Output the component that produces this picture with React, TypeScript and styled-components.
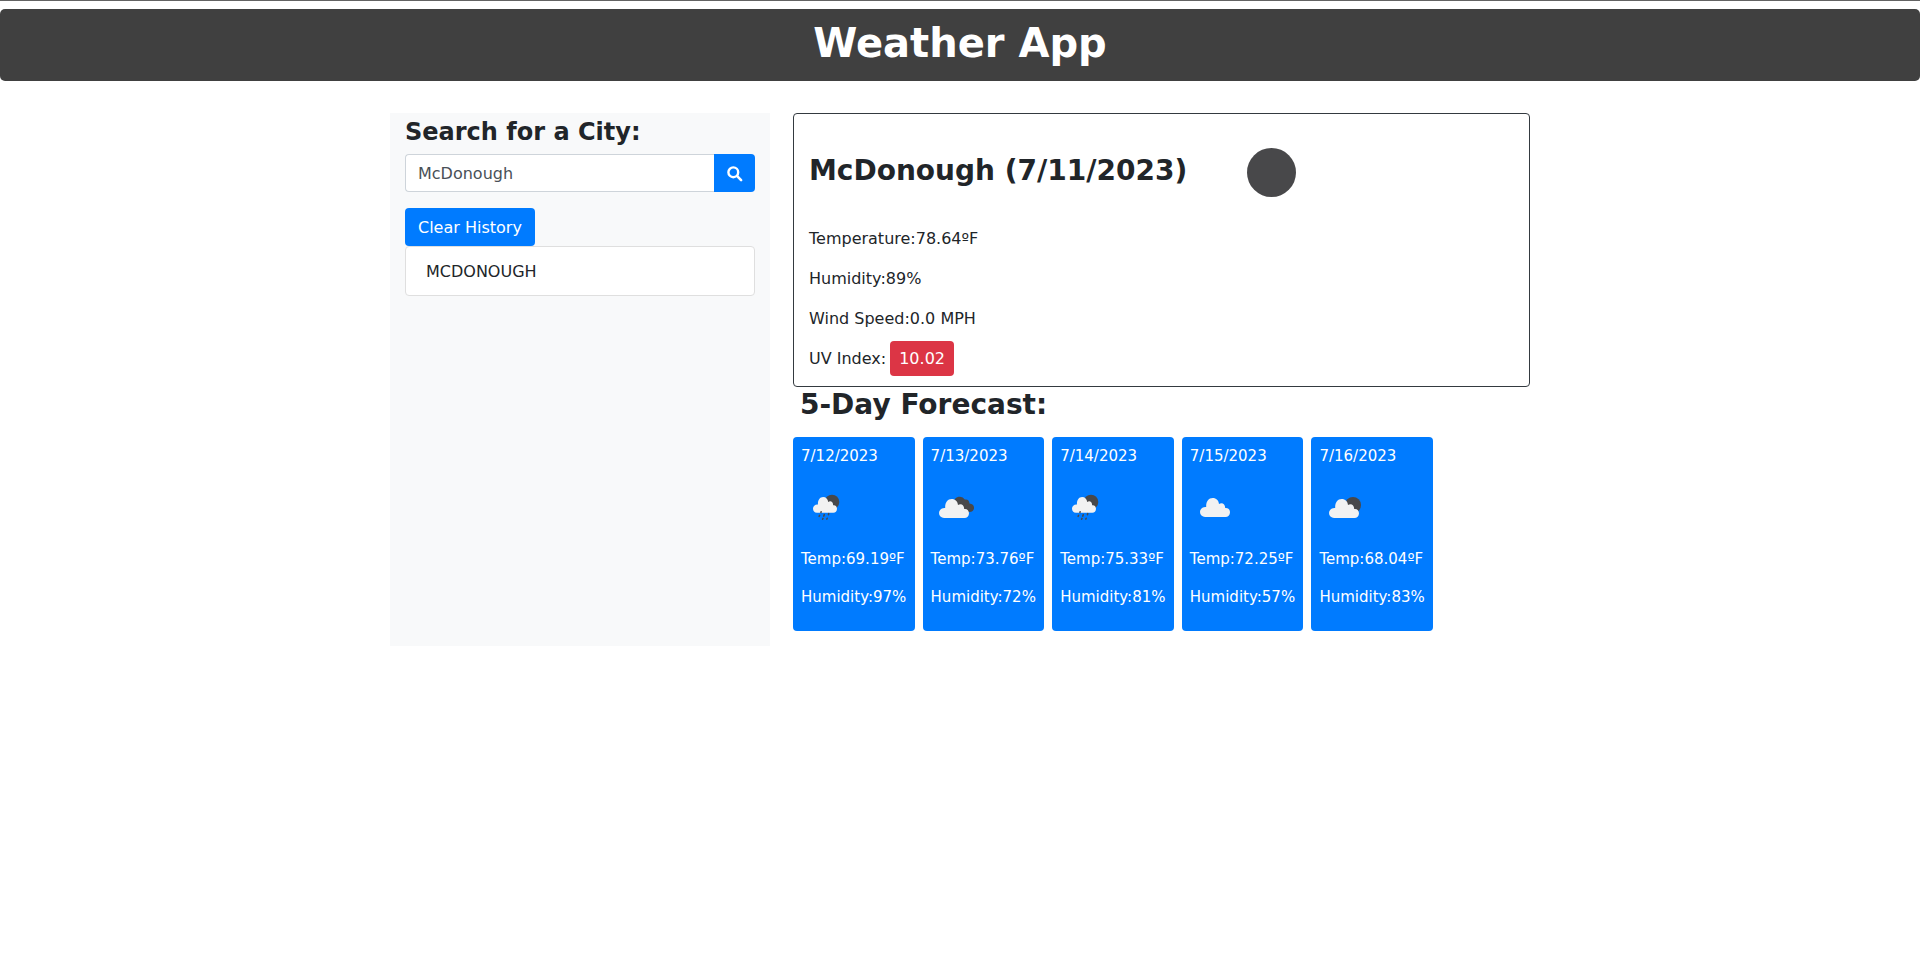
import React, { useState } from "react";
import styled, { createGlobalStyle } from "styled-components";

const GlobalStyle = createGlobalStyle`
  *, *::before, *::after { box-sizing: border-box; }
  body {
    margin: 0;
    background: #fff;
    color: #212529;
    font: 400 16px/24px Verdana, "DejaVu Sans", sans-serif;
  }
  h1, h2, h3, p, ul { margin: 0; padding: 0; }
  button, input { font: inherit; }
`;

const Page = styled.div`
  border-top: 1px solid #636363;
  padding-top: 8px;
`;

const Banner = styled.header`
  height: 72px;
  padding: 10px 16px;
  border-radius: 5px;
  background: #404040;
  color: #fff;
  text-align: center;
`;

const Title = styled.h1`
  font-size: 40px;
  line-height: 48px;
`;

const Container = styled.main`
  display: grid;
  grid-template-columns: minmax(0, 380fr) minmax(0, 737fr);
  gap: 23px;
  max-width: 1140px;
  margin: 32px auto 0;
`;

const Sidebar = styled.aside`
  padding: 2px 15px 0;
  background: #f8f9fa;
`;

const Heading = styled.h2<{ $size: number }>`
  font-size: ${(p) => p.$size}px;
  line-height: 34px;
`;

const SearchForm = styled.form`
  display: flex;
  margin: 5px 0 16px;
`;

const SearchInput = styled.input`
  flex: 1;
  min-width: 0;
  height: 38px;
  padding: 6px 12px;
  border: 1px solid #ced4da;
  border-right: 0;
  border-radius: 4px 0 0 4px;
  background: #fff;
  color: #495057;
  outline: none;
`;

const Button = styled.button<{ $attached?: boolean }>`
  height: 38px;
  padding: 7px 13px 6px;
  border: 0;
  border-radius: ${(p) => (p.$attached ? "0 4px 4px 0" : "4px")};
  background: #007bff;
  color: #fff;
  cursor: pointer;
  svg { display: block; overflow: visible; }
`;

const History = styled.ul`
  list-style: none;
`;

const HistoryItem = styled.li`
  padding: 13px 20px 11px;
  border: 1px solid #dfdfdf;
  border-radius: 4px;
  background: #fff;
  text-transform: uppercase;
`;

const Current = styled.section`
  height: 274px;
  padding: 8px 15px 0;
  border: 1px solid #343a40;
  border-radius: 4px;
`;

const CityRow = styled.div`
  display: flex;
  align-items: center;
  height: 100px;
  margin-bottom: 5px;
  gap: 60px;
  h2 { padding-bottom: 2px; }
`;

const Reading = styled.p`
  height: 24px;
  margin-bottom: 16px;
`;

const Badge = styled.span`
  display: inline-block;
  margin: -6px 0;
  padding: 6px 9px 5px;
  border-radius: 4px;
  background: #dc3545;
  color: #fff;
`;

const UvReading = styled(Reading)`
  display: flex;
  align-items: baseline;
  gap: 4px;
`;

const ForecastHead = styled.div`
  padding: 1px 7px 15px;
`;

const Days = styled.div`
  display: grid;
  grid-template-columns: repeat(5, minmax(0, 1fr));
  gap: 8px;
  max-width: 640px;
  margin-bottom: 15px;
`;

const Day = styled.article`
  height: 194px;
  padding: 8px;
  border-radius: 4px;
  background: #007bff;
  color: #fff;
  font-size: 15px;
  line-height: 22px;
  white-space: nowrap;
  svg { display: block; margin: 16px 0 15px; }
  p + p { margin-top: 16px; }
`;

type Sky = "rain" | "broken" | "cloud" | "few";

function Cloud() {
  return (
    <path
      fill="#f2f2f2"
      d="M5 19a5 5 0 0 1-5-5c0-3 3-5.500 6.200-5C5.800 4 8.500 0 12.700 0c3.500 0 6 2.500 6.300 6 3-2 6.200 0 6.200 4C28 9.500 30 11.500 30 14.300c0 3-2 4.700-4.500 4.700z"
    />
  );
}

function SkyIcon({ sky }: { sky: Sky }) {
  return (
    <svg width="50" height="50" viewBox="0 0 50 50" aria-hidden="true">
      {sky === "rain" && (
        <>
          <circle cx="31" cy="19" r="7.300" fill="#48484a" />
          <g transform="translate(12 14) scale(.8 .83)">
            <Cloud />
          </g>
          <g stroke="#48484a" strokeWidth="1.500" strokeLinecap="round">
            <path d="M20.100 28.800l-.2.600M18.600 32.400l-.5 1M23.300 31.600l-.6 1.500M27.800 30.600l-.4 1M22 35.400l-.4.900M26.200 35.200l-.4.900" />
          </g>
        </>
      )}
      {sky === "broken" && (
        <>
          <path
            fill="#48484a"
            d="M23 19a5.800 5.800 0 0 1 10.800-2.400c2.700-.7 4.600 1 4.700 4 3 .2 4.700 2 4.500 4.600-.2 2.600-2.200 4-5 3.800L30 28z"
          />
          <g transform="translate(8 16)">
            <Cloud />
          </g>
        </>
      )}
      {sky === "cloud" && (
        <g transform="translate(10 15)">
          <Cloud />
        </g>
      )}
      {sky === "few" && (
        <>
          <circle cx="34" cy="22" r="8" fill="#48484a" />
          <g transform="translate(10 16)">
            <Cloud />
          </g>
        </>
      )}
    </svg>
  );
}

const days: { date: string; sky: Sky; temp: string; humidity: number }[] = [
  { date: "7/12/2023", sky: "rain", temp: "69.19", humidity: 97 },
  { date: "7/13/2023", sky: "broken", temp: "73.76", humidity: 72 },
  { date: "7/14/2023", sky: "rain", temp: "75.33", humidity: 81 },
  { date: "7/15/2023", sky: "cloud", temp: "72.25", humidity: 57 },
  { date: "7/16/2023", sky: "few", temp: "68.04", humidity: 83 },
];

export default function App() {
  const [city, setCity] = useState("McDonough");
  return (
    <Page>
      <GlobalStyle />
      <Banner>
        <Title>Weather App</Title>
      </Banner>
      <Container>
        <Sidebar>
          <Heading $size={24} as="h3">
            <label htmlFor="city">Search for a City:</label>
          </Heading>
          <SearchForm onSubmit={(e) => e.preventDefault()}>
            <SearchInput
              id="city"
              value={city}
              onChange={(e) => setCity(e.target.value)}
            />
            <Button $attached aria-label="Search">
              <svg width="15" height="16" viewBox="0 0 15 16" fill="none" stroke="#fff">
                <circle cx="6.300" cy="6.300" r="4.900" strokeWidth="2.400" />
                <path d="M10.200 10.200l3.900 3.900" strokeWidth="2.600" strokeLinecap="round" />
              </svg>
            </Button>
          </SearchForm>
          <Button type="button">Clear History</Button>
          <History>
            <HistoryItem>McDonough</HistoryItem>
          </History>
        </Sidebar>
        <div>
          <Current>
            <CityRow>
              <Heading $size={28}>McDonough (7/11/2023)</Heading>
              <svg width="49" height="49" viewBox="0 0 49 49" aria-hidden="true">
                <circle cx="24.500" cy="24.500" r="24.500" fill="#48484a" />
              </svg>
            </CityRow>
            <Reading>Temperature:78.64ºF</Reading>
            <Reading>Humidity:89%</Reading>
            <Reading>Wind Speed:0.0 MPH</Reading>
            <UvReading>
              UV Index:<Badge>10.02</Badge>
            </UvReading>
          </Current>
          <ForecastHead>
            <Heading $size={28}>5-Day Forecast:</Heading>
          </ForecastHead>
          <Days>
            {days.map((d) => (
              <Day key={d.date}>
                <p>{d.date}</p>
                <SkyIcon sky={d.sky} />
                <p>Temp:{d.temp}ºF</p>
                <p>Humidity:{d.humidity}%</p>
              </Day>
            ))}
          </Days>
        </div>
      </Container>
    </Page>
  );
}
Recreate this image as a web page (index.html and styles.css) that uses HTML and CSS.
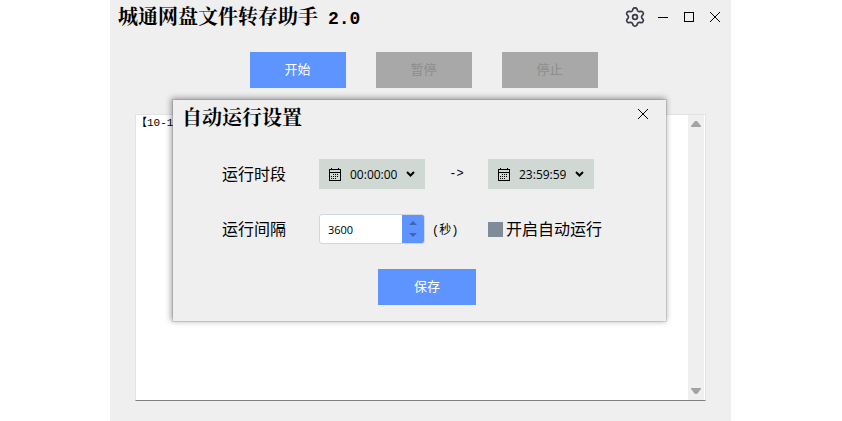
FILE: index.html
```html
<!DOCTYPE html>
<html lang="zh-CN">
<head>
<meta charset="UTF-8">
<meta name="viewport" content="width=device-width, initial-scale=1.0">
<title>城通网盘文件转存助手 2.0</title>
<link rel="stylesheet" href="styles.css">
</head>
<body>
<div class="window">
    <header class="titlebar">
        <h1 class="title">城通网盘文件转存助手<span class="version">2.0</span></h1>
        <div class="window-tools">
            <button class="icon-btn gear" type="button" aria-label="设置">
                <svg width="22" height="22" viewBox="-11 -11 22 22" fill="none" stroke="#3a374a" stroke-width="1.7" stroke-linejoin="round">
                    <path d="M-1.9-8.2Q-1.4-9.2 0-9.2Q1.4-9.2 1.9-8.2L2.5-6.5Q3-5.3 4.4-5.4L6.2-5.7Q7.3-5.8 8-4.6Q8.7-3.4 8.1-2.5L6.9-1.1Q6.1 0 6.9 1.1L8.1 2.5Q8.7 3.4 8 4.6Q7.3 5.8 6.2 5.7L4.4 5.4Q3 5.3 2.5 6.5L1.9 8.2Q1.4 9.2 0 9.2Q-1.4 9.2-1.9 8.2L-2.5 6.5Q-3 5.3-4.4 5.4L-6.2 5.7Q-7.3 5.8-8 4.6Q-8.7 3.4-8.1 2.5L-6.9 1.1Q-6.1 0-6.9-1.1L-8.1-2.5Q-8.7-3.4-8-4.6Q-7.3-5.8-6.2-5.7L-4.4-5.4Q-3-5.3-2.5-6.5Z"/>
                    <circle r="2.4"/>
                </svg>
            </button>
            <button class="icon-btn" type="button" aria-label="最小化">
                <svg width="10" height="10" shape-rendering="crispEdges"><path d="M0 5.5h10" stroke="#000"/></svg>
            </button>
            <button class="icon-btn" type="button" aria-label="最大化">
                <svg width="10" height="10" shape-rendering="crispEdges"><path d="M.5.5h9v9h-9z" fill="none" stroke="#000"/></svg>
            </button>
            <button class="icon-btn" type="button" aria-label="关闭">
                <svg width="10" height="10"><path d="M0 0l10 10M10 0L0 10" stroke="#000"/></svg>
            </button>
        </div>
    </header>

    <div class="actions">
        <button class="btn" type="button">开始</button>
        <button class="btn" type="button" disabled>暂停</button>
        <button class="btn" type="button" disabled>停止</button>
    </div>

    <div class="log">
        <textarea class="log-text" aria-label="日志" readonly>【10-1</textarea>
        <div class="scrollbar">
            <svg width="10" height="6"><path d="M0 6V5L4 0h2l4 5v1z" fill="#a3a3a3"/></svg>
            <svg width="10" height="6"><path d="M0 0v1l4 5h2l4-5V0z" fill="#a3a3a3"/></svg>
        </div>
    </div>

    <section class="dialog" role="dialog" aria-labelledby="dialog-title">
        <header class="dialog-head">
            <h2 class="title" id="dialog-title">自动运行设置</h2>
            <button class="icon-btn" type="button" aria-label="关闭">
                <svg width="10" height="10"><path d="M0 0l10 10M10 0L0 10" stroke="#000"/></svg>
            </button>
        </header>
        <form class="settings">
            <label class="name" for="time-start">运行时段</label>
            <div class="time">
                <svg width="12" height="13" shape-rendering="crispEdges" fill="none" stroke="#000">
                    <path d="M.5 1.5h11v11H.5zM0 4.5h12M2.5 0v2M9.5 0v2"/>
                    <path d="M4 6.5h6M2 8.5h8M2 10.5h6" stroke-dasharray="1 1"/>
                </svg>
                <select id="time-start"><option>00:00:00</option></select>
                <svg width="9" height="6"><path d="M1 1l3.500 3.500L8 1" fill="none" stroke="#000" stroke-width="2"/></svg>
            </div>
            <span class="arrow">-&gt;</span>
            <div class="time">
                <svg width="12" height="13" shape-rendering="crispEdges" fill="none" stroke="#000">
                    <path d="M.5 1.5h11v11H.5zM0 4.5h12M2.5 0v2M9.5 0v2"/>
                    <path d="M4 6.5h6M2 8.5h8M2 10.5h6" stroke-dasharray="1 1"/>
                </svg>
                <select id="time-end" aria-label="结束时间"><option>23:59:59</option></select>
                <svg width="9" height="6"><path d="M1 1l3.500 3.500L8 1" fill="none" stroke="#000" stroke-width="2"/></svg>
            </div>

            <label class="name" for="interval">运行间隔</label>
            <div class="spin">
                <input id="interval" type="text" inputmode="numeric" value="3600">
                <div class="spin-btns">
                    <button type="button" aria-label="增加"><svg width="8" height="4"><path d="M0 4l4-4 4 4z" fill="#4266ae"/></svg></button>
                    <button type="button" aria-label="减少"><svg width="8" height="4"><path d="M0 0l4 4 4-4z" fill="#4266ae"/></svg></button>
                </div>
            </div>
            <span class="unit">(秒)</span>
            <label class="check"><input type="checkbox"><span class="name">开启自动运行</span></label>

            <button class="btn save" type="button">保存</button>
        </form>
    </section>
</div>
</body>
</html>
```

FILE: styles.css
```css
:root{
    --blue:#5e94ff;
    --panel:#efefef;
    --sans:"Open Sans","Noto Sans CJK SC",sans-serif;
    --mono:"Liberation Mono","Noto Sans CJK SC",monospace;
}
*{box-sizing:border-box;margin:0;padding:0;}
body{
    background:#fff;
    color:#000;
    font-family:var(--sans);
    padding:0 111px 0 110px;
}
button,input,select,textarea{
    font-family:inherit;
    border:0;
    border-radius:0;
    background:none;
    color:inherit;
}
svg{display:block;}
.window{
    position:relative;
    display:flex;
    flex-direction:column;
    min-height:100vh;
    padding:0 25px 20px;
    background:var(--panel);
}
.titlebar{
    display:flex;
    align-items:center;
    justify-content:space-between;
    height:34px;
    margin:0 -14px 0 -17px;
}
.title{
    padding-top:2px;
    font:bold 20px/28px "Liberation Serif","Noto Serif CJK SC","Noto Sans CJK SC",serif;
}
.version{
    margin-left:10px;
    font-family:"Liberation Mono",monospace;
    font-size:18px;
}
.window-tools{
    display:flex;
    align-items:center;
    gap:16px;
}
.icon-btn{display:block;}
.gear{margin-right:-4px;}
.actions{
    display:flex;
    justify-content:center;
    gap:30px;
    padding:18px 0 26px 6px;
}
.btn{
    width:96px;
    height:36px;
    background:var(--blue);
    color:#fff;
    font-size:13px;
    line-height:16px;
    padding-bottom:2px;
}
.btn:disabled{
    background:#a8a8a8;
    color:#8d8d8d;
}
/* log area */
.log{
    flex:1;
    display:flex;
    background:#fff;
    border:1px solid #e3e3e3;
    border-bottom-color:#808080;
}
.log-text{
    flex:1;
    resize:none;
    outline:0;
    font:11px/16px var(--mono);
}
.scrollbar{
    display:flex;
    flex-direction:column;
    align-items:center;
    justify-content:space-between;
    width:17px;
    padding:6px 0;
    background:var(--panel);
    border-right:1px solid #fff;
}
/* settings dialog */
.dialog{
    position:absolute;
    top:100px;
    left:63px;
    right:65px;
    background:var(--panel);
    box-shadow:0 0 0 1px rgba(0,0,0,.1),-1px -1px 6px 1px rgba(0,0,0,.36);
}
.dialog-head{
    display:flex;
    align-items:flex-start;
    justify-content:space-between;
    height:34px;
    padding:2px 18px 0 9px;
}
.dialog-head .icon-btn{padding-top:7px;}
.settings{
    display:grid;
    grid-template-columns:97px 106px 63px 1fr;
    row-gap:25px;
    align-items:center;
    padding:25px 34px 16px 49px;
}
.name{
    padding-bottom:2px;
    font-size:16px;
}
.time{
    display:flex;
    align-items:center;
    gap:9px;
    width:106px;
    height:30px;
    padding:0 10px;
    background:#cfd8d2;
}
.time select{
    flex:1;
    min-width:0;
    appearance:none;
    font-size:12px;
}
.arrow{
    text-align:center;
    font:12px var(--mono);
}
.spin{
    display:flex;
    height:30px;
    background:#fff;
    border:1px solid #d0d7dd;
    border-radius:3px;
    overflow:hidden;
}
.spin input{
    flex:1;
    min-width:0;
    padding-left:8px;
    font-size:11px;
}
.spin-btns{
    display:flex;
    flex-direction:column;
    width:22px;
    padding:2px 0;
    background:var(--blue);
}
.spin-btns button{
    flex:1;
    display:flex;
    align-items:center;
    justify-content:center;
}
.unit{
    padding-left:7px;
    font:12px var(--mono);
}
.check{
    display:flex;
    align-items:center;
    gap:3px;
}
.check input{
    appearance:none;
    width:15px;
    height:15px;
    background:#7f8b96;
}
.save{
    grid-column:1 / -1;
    justify-self:center;
    width:98px;
}
```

###

Find the lines with the string "that" and reproduce them.

Output the component that produces this picture with React, TypeScript and styled-components.
Recreate this image as a web page (index.html and styles.css) that uses HTML and CSS.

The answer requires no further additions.